Friday, 26 October 2018

Robespierre's nose


I have been very happy to have comments by the art historian Marianne Gilchrist - aka "Silverwhistle" - on several of my posts. In September she published an article on the website ARBR (Amis de Robespierre pour le Bicentenaire de la Révolution) which pulls together some of her thoughts on that all-important question:  what did Robespierre look like?

According to Marianne, Robespierre's most easily recognisable feature is his nose, which was narrow and pointed, and slightly turned-up at the end.  This can be seen clearly in the better authenticated portraits, for instance the famous Carnavalet portrait, the bust by Deseine and several of the higher-quality engravings:



A particularly precious piece of evidence is provided by the little physionotrace engraving of Robespierre (reproduced by Buffenoir, "Portraits de Robespierre", Annales Révolutionnaires (Paris 1908) vol.1(4) p.646-7. Plate 31A)
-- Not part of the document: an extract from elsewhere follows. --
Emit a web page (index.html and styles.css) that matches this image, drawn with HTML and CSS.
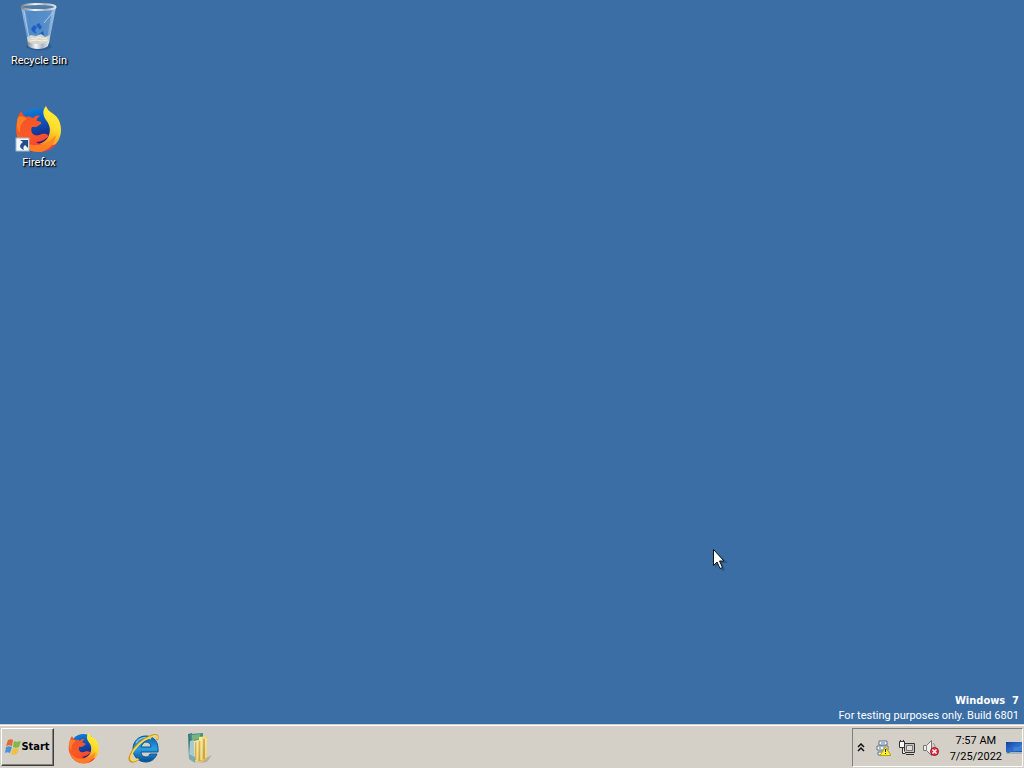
FILE: index.html
```html
<!DOCTYPE html>
<html lang="en">
<head>
<meta charset="utf-8">
<title>Desktop</title>
<link rel="stylesheet" href="styles.css">
</head>
<body>
<svg class="defs" width="0" height="0" aria-hidden="true">
  <defs>
    <linearGradient id="globe" x1="0" y1="0" x2="0.3" y2="1"><stop offset="0" stop-color="#128bdc"/><stop offset="0.4" stop-color="#0a5cc4"/><stop offset="0.7" stop-color="#123a9c"/><stop offset="1" stop-color="#32157c"/></linearGradient>
    <linearGradient id="flame" x1="0.8" y1="0" x2="0.3" y2="1"><stop offset="0" stop-color="#fff23a"/><stop offset="0.4" stop-color="#ffd92b"/><stop offset="0.7" stop-color="#ff9820"/><stop offset="1" stop-color="#f84b34"/></linearGradient>
    <linearGradient id="fox" x1="0.2" y1="0" x2="0.7" y2="1"><stop offset="0" stop-color="#f0502c"/><stop offset="0.5" stop-color="#fb5a24"/><stop offset="1" stop-color="#f53a3c"/></linearGradient>
    <linearGradient id="glass" x1="0" y1="0" x2="1" y2="0"><stop offset="0" stop-color="#a9c8ea"/><stop offset="0.25" stop-color="#5c92cc"/><stop offset="0.7" stop-color="#79a9da"/><stop offset="1" stop-color="#b6cfe9"/></linearGradient>
    <linearGradient id="rim" x1="0" y1="0" x2="1" y2="0"><stop offset="0" stop-color="#77838f"/><stop offset="0.4" stop-color="#f4f7fa"/><stop offset="0.7" stop-color="#aab4be"/><stop offset="1" stop-color="#e2e9ef"/></linearGradient>
    <linearGradient id="ie" x1="0" y1="0" x2="0" y2="1"><stop offset="0" stop-color="#0b5fa8"/><stop offset="0.5" stop-color="#2b9fe0"/><stop offset="1" stop-color="#084a8c"/></linearGradient>
    <linearGradient id="folder" x1="0" y1="0" x2="1" y2="1"><stop offset="0" stop-color="#fff0a0"/><stop offset="1" stop-color="#d9ac3f"/></linearGradient>
    <linearGradient id="screen" x1="0" y1="0" x2="1" y2="1"><stop offset="0" stop-color="#123f9c"/><stop offset="0.5" stop-color="#2f6dcc"/><stop offset="1" stop-color="#1450ab"/></linearGradient>
    <symbol id="firefox" viewBox="0 0 48 48">
      <circle cx="23" cy="23" r="20" fill="url(#globe)"/>
      <path d="M31 1c-4 5-3 9 0 14 5 6 5 13 1 19-5 6-14 7-22 3l-5-3c4 8 11 13 19 13 12 0 22-10 22-22 0-9-4-14-9-17-3-2-5-4-6-7z" fill="url(#flame)"/>
      <path d="M6 6c-3 4-4 9-5 16C0 35 10 47 23 47c8 0 14-3 18-8-7 3-15 2-20-2 6 0 9-3 12-5 1-2-2-4-6-3-4 2-8 2-10-1-1-2-1-4 0-6l4 0 5-3c1-2-1-3-4-3-1-2 1-4 3-5-3-1-5 0-7 2-2-1-5-2-7-1-2-1-4-3-5-6z" fill="url(#fox)"/>
      <path d="M2 27c3 9 11 14 21 13 8-1 14-5 18-10-1 9-8 17-18 17C12 47 4 38 2 27z" fill="#ff8422" opacity=".9"/>
      <path d="M3 12c3-2 7 0 9 2-5 2-7 7-7 14-3-3-4-8-2-16z" fill="#ff8a24" opacity=".8"/>
    </symbol>
  </defs>
</svg>

<main class="desktop">
  <nav class="shortcuts" aria-label="Desktop icons">
    <a class="shortcut" href="#recycle">
      <svg class="shortcut-icon" viewBox="0 0 48 48" aria-hidden="true">
        <path d="M11 44c8 5 18 5 26 0l-3-5H13z" fill="#1f436d" opacity=".4"/>
        <path d="M6 4l7 36c3 4 18 4 21 0l7-36z" fill="url(#glass)" opacity=".85"/>
        <path d="M10 7l5 29c6-4 13-3 17 0l5-29z" fill="#4f88c5" opacity=".75"/>
        <path d="M18 29l-2-3 3-4 3 2-2 4 2 3zM21 22l3-2 3 4-2 3zM24 31l4-3 1 4-4 1z" fill="#1c60c6"/>
        <path d="M12 34l4-2 5 1 5-2 4 3 5-2-1 8c-6 4-17 4-21 0z" fill="#d3d4ca"/>
        <path d="M16 35l4 1 4-2 4 2 4-1M15 38l7-1 4 1 7-1" fill="none" stroke="#f5f3e6"/>
        <path d="M12 38c5 4 17 4 22 0l-1 5c-4 4-16 4-20 0z" fill="url(#rim)"/>
        <path d="M38 9l-9 11M9 8l5 27" fill="none" stroke="#a9c9e8"/>
        <ellipse cx="23.500" cy="4" rx="17" ry="3" fill="#507da8" stroke="url(#rim)" stroke-width="2"/>
      </svg>
      <span>Recycle Bin</span>
    </a>
    <a class="shortcut" href="#firefox-app">
      <svg class="shortcut-icon" viewBox="0 0 48 48" aria-hidden="true">
        <use href="#firefox" width="48" height="48"/>
        <rect x="1" y="33" width="13" height="13" fill="#f4f7fa" stroke="#a3b9cf"/>
        <path d="M5 35h8v8l-3-3c-2 2-2 3-1 5-5-2-5-5-1-8z" fill="#1f4f8d"/>
      </svg>
      <span>Firefox</span>
    </a>
  </nav>
  <div class="build"><strong>Windows&nbsp; 7</strong><span>For testing purposes only. Build 6801</span></div>
  <svg class="cursor" viewBox="0 0 16 24" aria-hidden="true">
    <path d="M3 3v17l4-4 3 7 3-1-3-7h6z" fill="#153a60" opacity=".4"/>
    <path d="M1.500 1.500v16l3.500-3.500 3 6.500 2.500-1-3-6.500H12z" fill="#fff" stroke="#111"/>
  </svg>
</main>

<footer class="taskbar">
  <button class="start" type="button">
    <svg class="flag" viewBox="0 0 16 16" aria-hidden="true">
      <path d="M3 1c2-1 4-1 5 0L7 7C5 6 3 6 1 7z" fill="#e46834"/>
      <path d="M9 2c2 1 4 1 7 0l-2 6c-2 1-4 1-6 0z" fill="#82b84a"/>
      <path d="M1 8c2-1 4-1 6 0l-2 6c-2-1-3-1-5 0z" fill="#4c91d6"/>
      <path d="M8 9c2 1 4 1 6 0l-2 6c-2 1-4 1-6 0z" fill="#f0c13c"/>
    </svg>Start
  </button>
  <div class="launchers">
    <button type="button" aria-label="Firefox"><svg viewBox="0 0 48 48"><use href="#firefox" width="48" height="48"/></svg></button>
    <button type="button" aria-label="Internet Explorer">
      <svg viewBox="0 0 32 32">
        <path d="M18 4C10 4 5 10 5 17c0 8 6 13 13 13 5 0 9-3 11-8h-7c-1 2-2 3-4 3-3 0-5-2-5-5h17C31 10 26 4 18 4zm-5 11c1-3 3-5 5-5 3 0 5 2 5 5z" fill="url(#ie)" fill-rule="evenodd" stroke="#07569b"/>
        <path d="M8 11c3-5 9-7 15-4" fill="none" stroke="#6fc9f4" stroke-width="1.500"/>
        <path d="M29 8c2-5-1-6-6-4C14 7 5 16 2 24c-2 6 2 8 9 3" fill="none" stroke="#c79a2b" stroke-width="2"/>
        <path d="M29 7c1-4-2-4-6-2C14 8 6 16 3 24c-1 5 2 6 7 3" fill="none" stroke="#ffda4b" stroke-width="1.500"/>
      </svg>
    </button>
    <button type="button" aria-label="Windows Explorer">
      <svg viewBox="3 0 32 32">
        <path d="M18 27l9-4-5 7-8 1z" fill="#77746d" opacity=".35"/>
        <path d="M3 2l4-1v23l-3 3z" fill="#397d78"/>
        <path d="M5 2l13-1v7L6 10z" fill="#4b8c89"/>
        <path d="M7 3l8-1v5l-8 1z" fill="#78b57c"/>
        <path d="M5 9l4-1v20l-5-4z" fill="#a5cbd0"/>
        <path d="M9 9l7-2v22l-6 1z" fill="url(#folder)"/>
        <path d="M14 5l8-1v23l-7 4z" fill="url(#folder)"/>
        <path d="M11 10v18M15 9v20M19 7v20" stroke="#ad893a"/>
        <path d="M12 9v20M16 7v21M21 6v20" stroke="#fff3b2"/>
        <path d="M4 22l6 3v6l-6-4z" fill="#7aabb3"/>
      </svg>
    </button>
  </div>
  <div class="tray">
    <button class="chevron" type="button" aria-label="Show hidden icons"><svg viewBox="0 0 8 10"><path d="M1 4l3-3 3 3M1 8l3-3 3 3" fill="none" stroke="#111" stroke-width="1.500"/></svg></button>
    <div class="status">
      <button type="button" aria-label="Hardware warning"><svg viewBox="0 0 16 16">
        <path d="M4 1h8v4H4zM2 6h11v4H2zM3 12h8v3H3z" fill="#f5f6f7" stroke="#657383"/>
        <path d="M6 3h4M4 8h2M8 8h3" stroke="#3b86c7"/>
        <path d="M10.500 7L16 15.500H5z" fill="#fff02d" stroke="#b7a20b"/><path d="M10.500 9v3M10.500 13v1" stroke="#222"/>
      </svg></button>
      <button type="button" aria-label="Network"><svg viewBox="0 0 16 16">
        <path d="M5.500 3.500h10v9h-10zM7 14.500h8" fill="#c5c4c0" stroke="#333"/>
        <path d="M7.500 5.500h6v5h-6z" fill="#deded9" stroke="#777"/>
        <path d="M.5 1.500h5v6h-5zM1.500 0v2M4.500 0v2M3.500 8v5.500h3" fill="#f8f8f5" stroke="#333"/>
      </svg></button>
      <button type="button" aria-label="Volume muted"><svg viewBox="0 0 16 16">
        <path d="M.5 5.500h3l5-5v15l-5-5h-3z" fill="#eeeeeb" stroke="#777"/>
        <path d="M3.500 5.500v5M10 3c1 1 2 2 2 4" fill="none" stroke="#888"/>
        <circle cx="11.500" cy="11.500" r="4" fill="#d8343d" stroke="#a81422"/><path d="M9.500 9.500l4 4m0-4l-4 4" stroke="#fff" stroke-width="1.500"/>
      </svg></button>
    </div>
    <div class="clock"><time>7:57 AM</time><time datetime="2022-07-25">7/25/2022</time></div>
    <button class="show-desktop" type="button" aria-label="Show desktop"><svg viewBox="0 0 16 14"><rect y="1" width="16" height="11" fill="url(#screen)"/><path d="M8 6c3 1 5 0 8-3v7H7z" fill="#5695df" opacity=".6"/><path d="M0 11h16v2H0z" fill="#a8b4c2"/><path d="M1 11h3v1H1z" fill="#388c58"/></svg></button>
  </div>
</footer>
</body>
</html>
```
FILE: styles.css
```css
* { box-sizing: border-box; }

body {
  display: flex;
  flex-direction: column;
  min-height: 100vh;
  margin: 0;
  background: #3a6ea5;
  color: #000;
  font: 11px/16px Roboto, "Noto Sans", sans-serif;
}

button {
  padding: 0;
  border: 0;
  background: none;
  color: inherit;
  font: inherit;
}

svg { display: block; }
.defs { position: absolute; }

.desktop {
  position: relative;
  display: flex;
  flex: 1;
  justify-content: space-between;
}

.shortcuts {
  display: flex;
  flex-direction: column;
  gap: 36px;
  padding-top: 3px;
}

.shortcut {
  display: flex;
  flex-direction: column;
  align-items: center;
  gap: 2px;
  width: 78px;
  color: #fff;
  text-decoration: none;
  text-shadow: 1px 1px 2px #000, 1px 1px 1px #000;
}

.shortcut-icon {
  width: 48px;
  height: 48px;
}

.build {
  display: flex;
  flex-direction: column;
  align-self: flex-end;
  align-items: flex-end;
  padding: 0 5px 1px 0;
  color: #fff;
  line-height: 15px;
}

.build strong {
  font-family: "DejaVu Sans Condensed", sans-serif;
}

.cursor {
  position: absolute;
  top: 548px;
  left: 712px;
  width: 16px;
  height: 24px;
}

.taskbar {
  display: flex;
  align-items: stretch;
  gap: 14px;
  height: 44px;
  padding: 3px 1px 1px;
  border-top: 1px solid #d4d0c8;
  box-shadow: inset 0 1px #fff;
  background: #d4d0c8;
}

.start {
  display: flex;
  align-items: center;
  justify-content: center;
  width: 53px;
  margin-bottom: 1px;
  border: 1px solid;
  border-color: #fff #404040 #404040 #fff;
  box-shadow: inset -1px -1px #808080;
  font-family: "DejaVu Sans Condensed", sans-serif;
  font-weight: bold;
}

.flag {
  width: 16px;
  height: 16px;
}

.launchers {
  display: flex;
  flex: 1;
  align-items: center;
  gap: 28px;
}

.launchers svg {
  width: 32px;
  height: 32px;
}

.tray {
  display: flex;
  align-items: center;
  gap: 4px;
  width: 171px;
  padding-left: 4px;
  border: 1px solid;
  border-color: #808080 #fff #fff #808080;
}

.chevron svg {
  width: 8px;
  height: 10px;
}

.status {
  display: flex;
  gap: 8px;
  padding-left: 6px;
}

.status svg {
  width: 16px;
  height: 16px;
}

.clock {
  display: flex;
  flex-direction: column;
  align-items: center;
  padding-top: 2px;
  margin-left: auto;
}

.show-desktop svg {
  width: 16px;
  height: 14px;
}
```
The physionotrace was a mechanical device which made it possible to trace a rapid profile from life.  This could then be worked up into a full-size  portrait, or used to create a small copper plate for engravings.  There is no reason at all to doubt that Robespierre really did sit for a physionotrace: the atelier of Fouquet and Chrétien in the Cloître Saint-Honoré was just round the corner from his lodging with the Duplays.  



https://commons.wikimedia.org/wiki/File:Maximilien_Robespierre_Physionotrace_engraving_by_Fouquet_and_Chr%C3%A9tien_1792.jpg

The text on the engraving reads "The Incorruptible Robespierre - Deputy of the National Constituent Assembly" and "Drawing by Fouquet, engraved by Chrétien, inventor of the physionotrace, Cloître Saint-Honoré Paris in 1792" 



A drawing in the Château de Versailles (Inv.Dess.857) can tentatively be identified as the original grand trait from which the engraving was made;  according to Marianne, the dimensions of this portrait (44 x39cm)  are typical for the workshop - the picture has been trimmed, possibly removing Fouquet's signature in the process. (A similar grand trait in the Musée Carnavalet is signed behind the head).  







In both pictures the profile of the nose is unmistakeable.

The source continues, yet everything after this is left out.